Effect Mechanism of Material Ratio on Ultrasonic P-wave Velocity in Coal Based Paste Fill Materials

Abstract

This research is designed to investigate the variations in ultrasonic p-wave velocity in various coal based paste fill materials used for recovering standing pillars in closed/closing coal mines, with consideration given to the effects of numerous material-related factors. For this purpose, orthogonal tests were designed. The evaluation was performed on the effects of four variables on the ultrasonic p-wave velocities in samples, using coal grains as the primary material. These variables consisted of the coal grains’ particle size (PA), high-water material content (PB), cement content (PC), and water content (PD).
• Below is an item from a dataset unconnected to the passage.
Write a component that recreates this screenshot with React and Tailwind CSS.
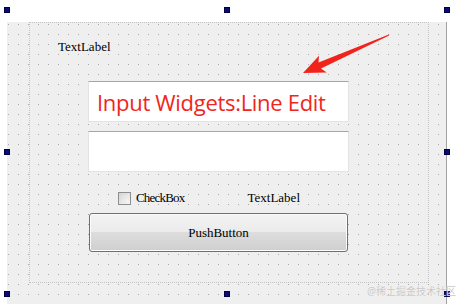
const simsun = "font-['Liberation_Serif',serif] text-[13px] text-black";

const Handle = () => <div className="w-[6px] h-[6px] bg-[#0a0a78] border border-[#000040]" />;

const DotGrid = () => (
  <svg className="absolute inset-0 w-full h-full" width="440" height="283">
    <defs>
      <pattern id="dots" x="1" y="2" width="10" height="10" patternUnits="userSpaceOnUse">
        <rect x="0" y="0" width="1" height="1" fill="#a9a9a9" />
      </pattern>
    </defs>
    <rect width="100%" height="100%" fill="url(#dots)" />
  </svg>
);

const Arrow = () => (
  <svg className="absolute left-0 top-0" width="465" height="304">
    <polygon
      points="389.5,34.2 388.6,35.8 321,68.5 326.7,72.5 303,73 319,55.8 318.5,62.5"
      fill="#f2231b"
    />
  </svg>
);

export default function App() {
  return (
    <div className="relative w-[465px] h-[304px] bg-white overflow-hidden pt-[10px] pl-[7px]">
      {/* form */}
      <div className="relative w-[440px] h-[283px] bg-[#efefef] border-r border-b border-[#a3a3a3]">
        <DotGrid />
        {/* layout frame */}
        <div className="relative ml-[22px] mt-[12px] w-[400px] h-[261px] border border-dotted border-[#c4c4c4] pl-[28px] pt-[16px]">
          <div className={`h-[16px] leading-[16px] ${simsun}`}>TextLabel</div>

          <div className="mt-[26px] ml-[30px] w-[261px] h-[41px] bg-white border border-[#e3e3e3] border-t-[#a6a6a6] flex items-center pl-[8px]">
            <span className="font-['Open_Sans',sans-serif] text-[22px] text-[#f0261c] leading-none tracking-[-0.3px]">
              Input Widgets:Line Edit
            </span>
          </div>

          <div className="mt-[9px] ml-[30px] w-[261px] h-[41px] bg-white border border-[#e3e3e3] border-t-[#a6a6a6]" />

          <div className="mt-[18px] h-[16px] flex items-center">
            <div className="ml-[60px] w-[13px] h-[13px] border border-[#8e8e8e] bg-[linear-gradient(135deg,#d4d4d4,#f6f6f6)] p-[2px]">
              <div className="w-full h-full bg-[linear-gradient(135deg,#dcdcdc,#f4f4f4)]" />
            </div>
            <span className={`ml-[5px] tracking-[-0.8px] ${simsun}`}>CheckBox</span>
            <span className={`ml-[63px] ${simsun}`}>TextLabel</span>
          </div>

          <div className="mt-[7px] ml-[31px] w-[259px] h-[39px] rounded-[3px] border border-[#707070] bg-[linear-gradient(#f3f3f3_0%,#ebebeb_48%,#dddddd_50%,#cfcfcf_100%)] shadow-[inset_0_0_0_1px_#fcfcfc] flex items-center justify-center">
            <span className={simsun}>PushButton</span>
          </div>
        </div>
      </div>

      <Arrow />

      {/* selection handles */}
      <div className="absolute left-[4px] top-[7px] w-[446px] h-[290px] flex flex-col justify-between">
        <div className="flex justify-between">
          <Handle />
          <Handle />
          <Handle />
        </div>
        <div className="flex justify-between">
          <Handle />
          <Handle />
        </div>
        <div className="flex justify-between">
          <Handle />
          <Handle />
          <Handle />
        </div>
      </div>

      <div className="absolute left-[367px] top-[284px] whitespace-nowrap font-['Noto_Sans','Noto_Sans_CJK_SC',sans-serif] text-[10px] leading-[14px] text-[#c9c9c9] [text-shadow:0_0_1px_#ffffff]">
        @稀土掘金技术社区
      </div>
    </div>
  );
}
The experimental results show the following: (1) Ultrasonic p-wave velocity of coal based paste fill materials are measured within the range of 1.596 to 2.357 km/s, and these are classified (in descending order) as PD, PB, PC, and then PA, based on their effects on ultrasonic p-wave velocity. (2) Ultrasonic p-wave velocity is positively correlated with compressive strength and shear strength; the correlation coefficients are 0.82 and 0.69, respectively. (3) Changes in the ultrasonic p-wave velocity of coal based paste fill materials, when exposed to various factors, have been characterized by fitted formulae. It was observed that the velocity maintained a quadratic polynomial correlation with factor PB and exponential correlations with factors PA, PC, and PD. The comprehensive predictive model, reflecting the characteristics of the ultrasonic p-wave velocity in response to the combined influence of these four factors, was developed through the utilization of fitted equations pertaining to individual factor variations. Subsequently, this model underwent verification.